Written instruction: In the material below, count the lines with the word "code" and state that number only.

Records for the task:
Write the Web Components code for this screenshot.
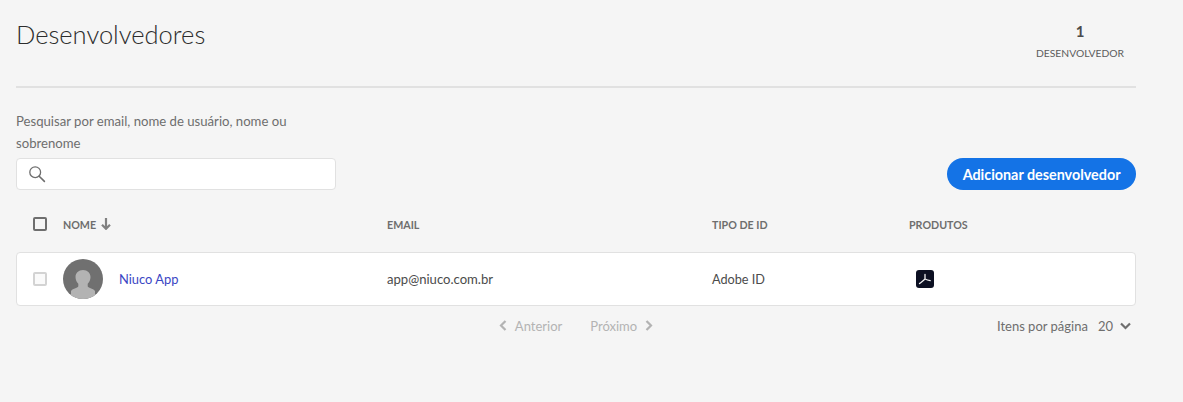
<!DOCTYPE html>
<html lang="pt-BR">
<head>
<meta charset="utf-8">
<title>Desenvolvedores</title>
<style>
  html, body { margin: 0; background: #f5f5f5; }
  body { font-family: Lato, "Noto Sans", sans-serif; color: #4b4b4b; height: 402px; overflow: hidden; }
</style>
</head>
<body>
<dev-page>
  <dev-header title-text="Desenvolvedores" count="1" label="DESENVOLVEDOR"></dev-header>
  <dev-toolbar label="Pesquisar por email, nome de usuário, nome ou sobrenome" action="Adicionar desenvolvedor"></dev-toolbar>
  <dev-table-head></dev-table-head>
  <dev-row name="Niuco App" email="app@niuco.com.br" idtype="Adobe ID"></dev-row>
  <dev-pager></dev-pager>
</dev-page>

<script>
class DevPage extends HTMLElement {
  constructor() {
    super();
    this.attachShadow({ mode: "open" });
    this.shadowRoot.innerHTML = `
      <style>
        :host { display: block; width: 1120px; margin-left: 16px; }
      </style>
      <slot></slot>`;
  }
}

class DevHeader extends HTMLElement {
  constructor() {
    super();
    this.attachShadow({ mode: "open" });
    this.shadowRoot.innerHTML = `
      <style>
        :host { display: flex; justify-content: space-between; height: 88px; box-sizing: border-box; border-bottom: 2px solid #e1e1e1; }
        h1 { margin: 17px 0 0; font-size: 25.5px; line-height: 34px; font-weight: 300; color: #2c2c2c; }
        .stat { width: 112px; text-align: center; padding-top: 22px; }
        .num { font-size: 15px; line-height: 18px; font-weight: 700; color: #4b4b4b; }
        .label { font-size: 10.3px; line-height: 14px; margin-top: 6px; color: #5c5c5c; }
      </style>
      <h1></h1>
      <div class="stat"><div class="num"></div><div class="label"></div></div>`;
    this.shadowRoot.querySelector("h1").textContent = this.getAttribute("title-text");
    this.shadowRoot.querySelector(".num").textContent = this.getAttribute("count");
    this.shadowRoot.querySelector(".label").textContent = this.getAttribute("label");
  }
}

class DevToolbar extends HTMLElement {
  constructor() {
    super();
    this.attachShadow({ mode: "open" });
    this.shadowRoot.innerHTML = `
      <style>
        :host { display: flex; justify-content: space-between; align-items: flex-end; margin-top: 16px; height: 86px; }
        .search { width: 320px; }
        label { display: block; font-size: 13.15px; line-height: 22px; color: #6e6e6e; margin-bottom: 4px; }
        .box { height: 32px; box-sizing: border-box; background: #fff; border: 1px solid #e1e1e1; border-radius: 4px; display: flex; align-items: center; padding-left: 11px; }
        svg { display: block; }
        button { height: 32px; padding: 0 15.5px; border: 0; border-radius: 16px; background: #1473e6; color: #fff; font: 700 14.35px Lato, "Noto Sans", sans-serif; }
      </style>
      <div class="search">
        <label></label>
        <div class="box">
          <svg width="18" height="18" viewBox="0 0 18 18" fill="none" stroke="#6e6e6e" stroke-width="1.3">
            <circle cx="7.2" cy="7.2" r="5.4"></circle>
            <path d="M11.2 11.2 16.4 16.4" stroke-width="1.6" stroke-linecap="round"></path>
          </svg>
        </div>
      </div>
      <button></button>`;
    this.shadowRoot.querySelector("label").textContent = this.getAttribute("label");
    this.shadowRoot.querySelector("button").textContent = this.getAttribute("action");
  }
}

class DevCheckbox extends HTMLElement {
  constructor() {
    super();
    this.attachShadow({ mode: "open" });
    this.shadowRoot.innerHTML = `
      <style>
        :host { display: block; width: 14px; height: 14px; box-sizing: border-box; border: 2px solid var(--check-color, #6e6e6e); border-radius: 2px; background: var(--check-bg, transparent); }
      </style>`;
  }
}

const columns = "grid-template-columns: 30px 324px 325px 197px 1fr;";

class DevTableHead extends HTMLElement {
  constructor() {
    super();
    this.attachShadow({ mode: "open" });
    this.shadowRoot.innerHTML = `
      <style>
        :host { display: grid; ${columns} align-items: center; height: 62px; box-sizing: border-box; padding: 6px 0 0 17px; font-size: 10.7px; font-weight: 700; color: #6e6e6e; }
        .sort { display: flex; align-items: center; gap: 5px; }
        svg { display: block; }
      </style>
      <dev-checkbox></dev-checkbox>
      <div class="sort">NOME
        <svg width="10" height="12" viewBox="0 0 10 12" fill="none" stroke="#808080" stroke-width="2.2">
          <path d="M5 0V10.5M1 6.8 5 10.8 9 6.8"></path>
        </svg>
      </div>
      <div>EMAIL</div>
      <div>TIPO DE ID</div>
      <div>PRODUTOS</div>`;
  }
}

class DevRow extends HTMLElement {
  constructor() {
    super();
    this.attachShadow({ mode: "open" });
    this.shadowRoot.innerHTML = `
      <style>
        :host { display: grid; ${columns} align-items: center; height: 54px; box-sizing: border-box; padding-left: 16px; background: #fff; border: 1px solid #e1e1e1; border-radius: 4px; font-size: 13.1px; color: #4b4b4b; --check-color: #d3d3d3; --check-bg: #fafafa; }
        .user { display: flex; align-items: center; gap: 16px; }
        .name { font-size: 12.9px; }
        .idtype { font-size: 12.7px; }
        a { color: #3b46c4; text-decoration: none; }
        svg { display: block; }
      </style>
      <dev-checkbox></dev-checkbox>
      <div class="user">
        <svg width="40" height="40" viewBox="0 0 40 40">
          <defs><clipPath id="disc"><circle cx="20" cy="20" r="20"></circle></clipPath></defs>
          <circle cx="20" cy="20" r="20" fill="#707070"></circle>
          <g clip-path="url(#disc)" fill="#b3b3b3">
            <path d="M20 11c4.4 0 7.5 3 7.5 7 0 3-1.300 5.200-2.800 6.800v2.500c0 1.500 5.300 2 7.300 4.700V41H8v-9c2-2.700 7.300-3.200 7.300-4.700v-2.500c-1.500-1.600-2.800-3.800-2.800-6.800 0-4 3.100-7 7.500-7z"></path>
          </g>
        </svg>
        <a href="#" class="name"></a>
      </div>
      <div class="email"></div>
      <div class="idtype"></div>
      <div>
        <svg style="margin-left:7px" width="18" height="18" viewBox="0 0 18 18">
          <rect width="18" height="18" rx="3" fill="#0c1022"></rect>
          <path d="M3.5 13.6C5.400 12 7.400 10.500 9 9M9 4.500V9M9 9c1.700.8 3.400 1.300 5.200 1.600" fill="none" stroke="#f2f2f2" stroke-width="1.3" stroke-linecap="round"></path>
        </svg>
      </div>`;
    this.shadowRoot.querySelector(".name").textContent = this.getAttribute("name");
    this.shadowRoot.querySelector(".email").textContent = this.getAttribute("email");
    this.shadowRoot.querySelector(".idtype").textContent = this.getAttribute("idtype");
  }
}

class DevPager extends HTMLElement {
  constructor() {
    super();
    this.attachShadow({ mode: "open" });
    this.shadowRoot.innerHTML = `
      <style>
        :host { display: grid; grid-template-columns: 1fr auto 1fr; align-items: center; height: 39px; font-size: 13px; }
        .nav { display: flex; align-items: center; gap: 28px; color: #b3b3b3; grid-column: 2; }
        .nav span { display: flex; align-items: center; gap: 8px; }
        .size { grid-column: 3; justify-self: end; display: flex; align-items: center; color: #6e6e6e; margin-right: 5px; }
        .size b { font-weight: 400; margin: 0 7px 0 10px; }
        svg { display: block; }
      </style>
      <div class="nav">
        <span>
          <svg width="8" height="11" viewBox="0 0 8 11" fill="none" stroke="#b3b3b3" stroke-width="2.2"><path d="M6.5 1 2 5.500 6.500 10"></path></svg>
          Anterior
        </span>
        <span>
          Próximo
          <svg width="8" height="11" viewBox="0 0 8 11" fill="none" stroke="#b3b3b3" stroke-width="2.2"><path d="M1.5 1 6 5.500 1.500 10"></path></svg>
        </span>
      </div>
      <div class="size">Itens por página<b>20</b>
        <svg width="11" height="8" viewBox="0 0 11 8" fill="none" stroke="#6e6e6e" stroke-width="2.2"><path d="M1 1.500 5.500 6 10 1.500"></path></svg>
      </div>`;
  }
}

customElements.define("dev-page", DevPage);
customElements.define("dev-header", DevHeader);
customElements.define("dev-toolbar", DevToolbar);
customElements.define("dev-checkbox", DevCheckbox);
customElements.define("dev-table-head", DevTableHead);
customElements.define("dev-row", DevRow);
customElements.define("dev-pager", DevPager);
</script>
</body>
</html>
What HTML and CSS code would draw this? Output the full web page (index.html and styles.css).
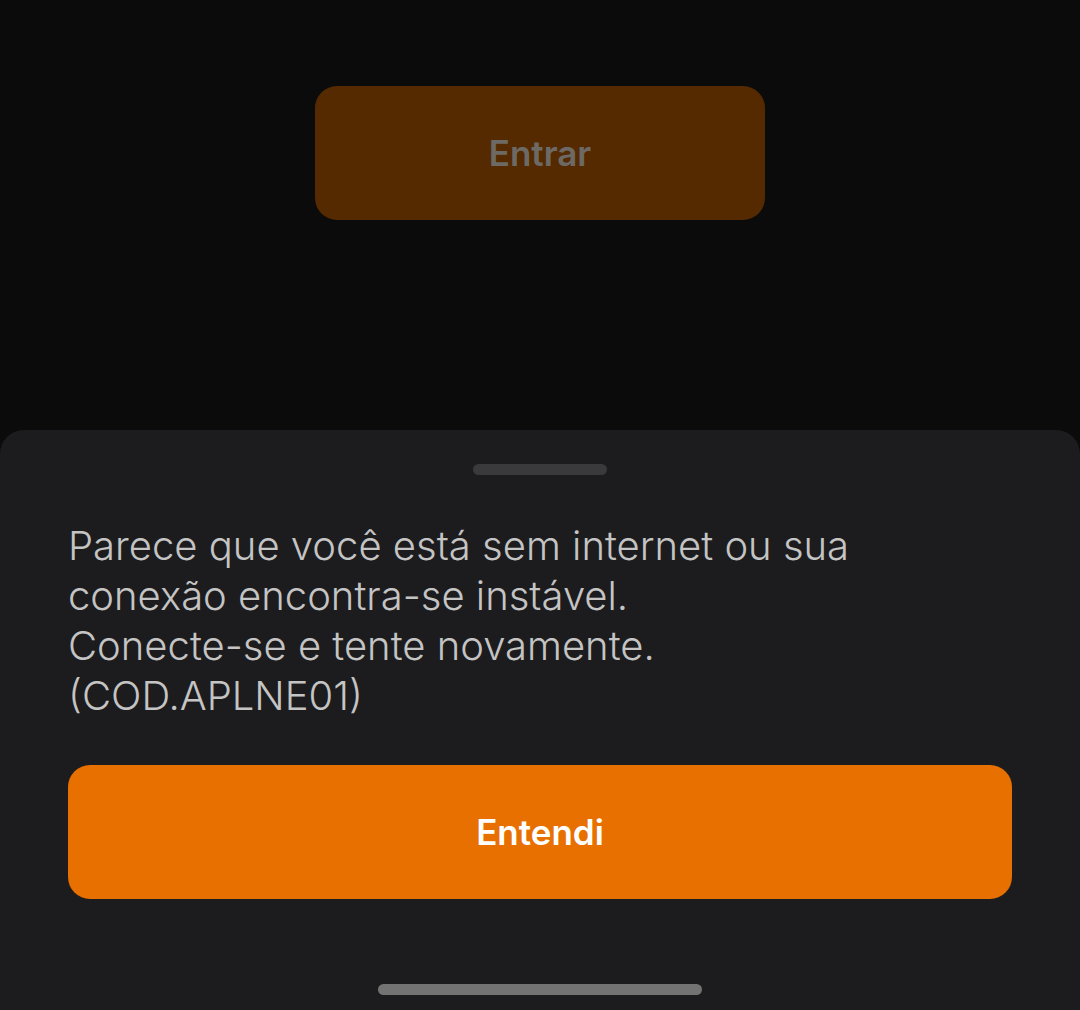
FILE: index.html
```html
<!DOCTYPE html>
<html lang="pt-BR">
<head>
    <meta charset="UTF-8">
    <meta name="viewport" content="width=device-width, initial-scale=1.0">
    <title>Entrar</title>
    <link rel="stylesheet" href="styles.css">
</head>
<body>
    <div class="screen">
        <div class="login-area">
            <button class="btn-login">Entrar</button>
        </div>

        <div class="sheet">
            <div class="sheet-handle"></div>
            <p class="sheet-message">
                Parece que você está sem internet ou sua<br>
                conexão encontra-se instável.<br>
                Conecte-se e tente novamente.<br>
                (COD.APLNE01)
            </p>
            <button class="btn-primary">Entendi</button>
            <div class="home-indicator"></div>
        </div>
    </div>
</body>
</html>
```

FILE: styles.css
```css
body {
    font-family: Inter, "Noto Sans", sans-serif;
    margin: 0;
    padding: 0;
    background-color: #0b0b0b;
}

.screen {
    height: 1010px;
    display: flex;
    flex-direction: column;
}

.login-area {
    flex: 1;
    display: flex;
    justify-content: center;
    padding-top: 86px;
}

.btn-login {
    width: 450px;
    height: 134px;
    border: none;
    border-radius: 22px;
    background-color: #552a00;
    color: #6d6a66;
    font-family: inherit;
    font-size: 35px;
    font-weight: 600;
}

.sheet {
    height: 580px;
    box-sizing: border-box;
    background-color: #1c1c1e;
    border-radius: 24px 24px 0 0;
    padding: 34px 68px 0;
    display: flex;
    flex-direction: column;
}

.sheet-handle {
    align-self: center;
    width: 134px;
    height: 11px;
    border-radius: 6px;
    background-color: #3a3a3c;
}

.sheet-message {
    margin: 46px 0 0;
    font-size: 40px;
    line-height: 50px;
    font-weight: 300;
    color: #c4c4c4;
}

.btn-primary {
    margin-top: 44px;
    height: 134px;
    border: none;
    border-radius: 22px;
    background-color: #e87000;
    color: #fff;
    font-family: inherit;
    font-size: 35px;
    font-weight: 600;
}

.home-indicator {
    align-self: center;
    margin-top: 85px;
    width: 324px;
    height: 11px;
    border-radius: 6px;
    background-color: #737373;
}
```
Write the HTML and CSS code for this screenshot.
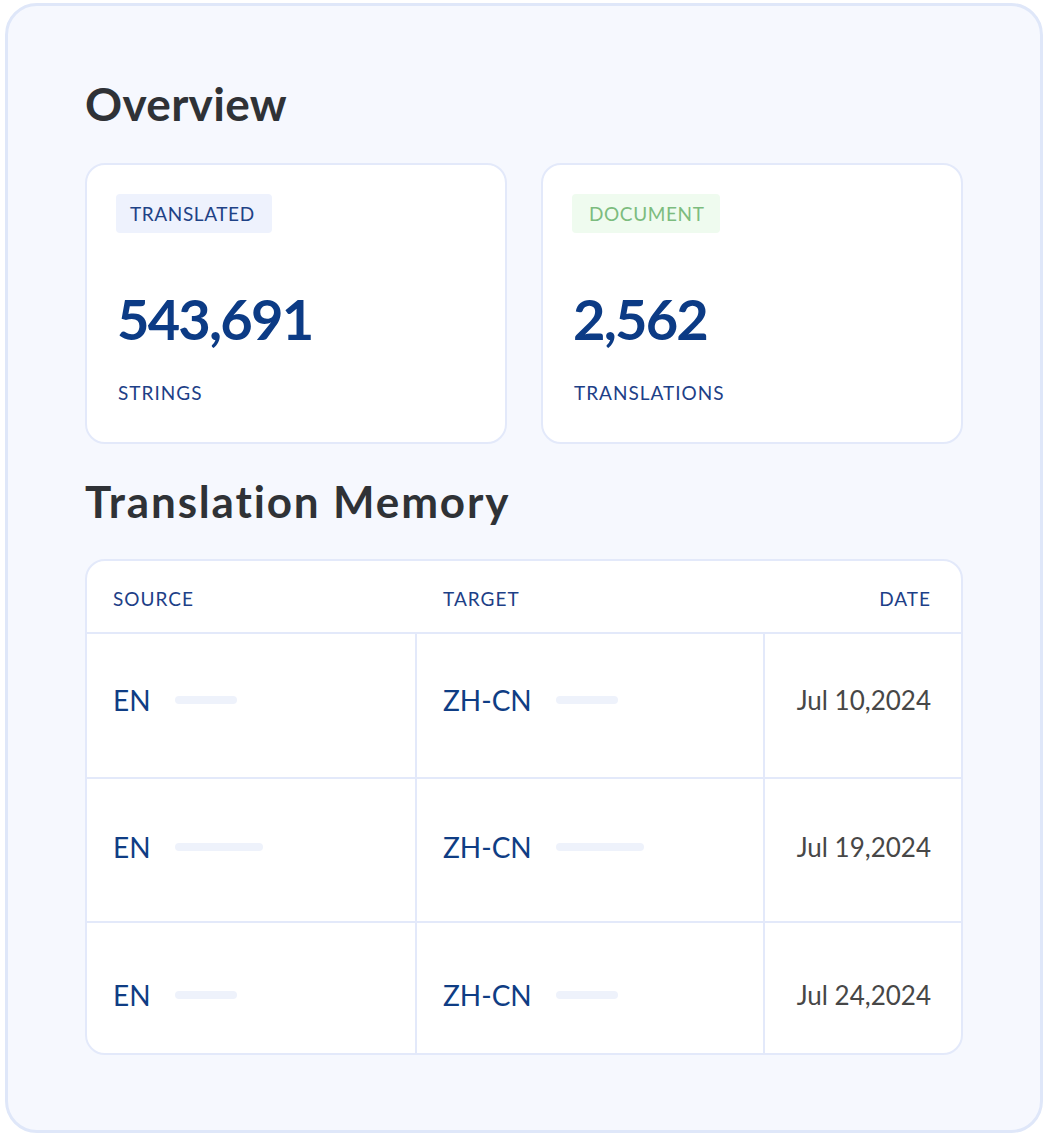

The solution: 3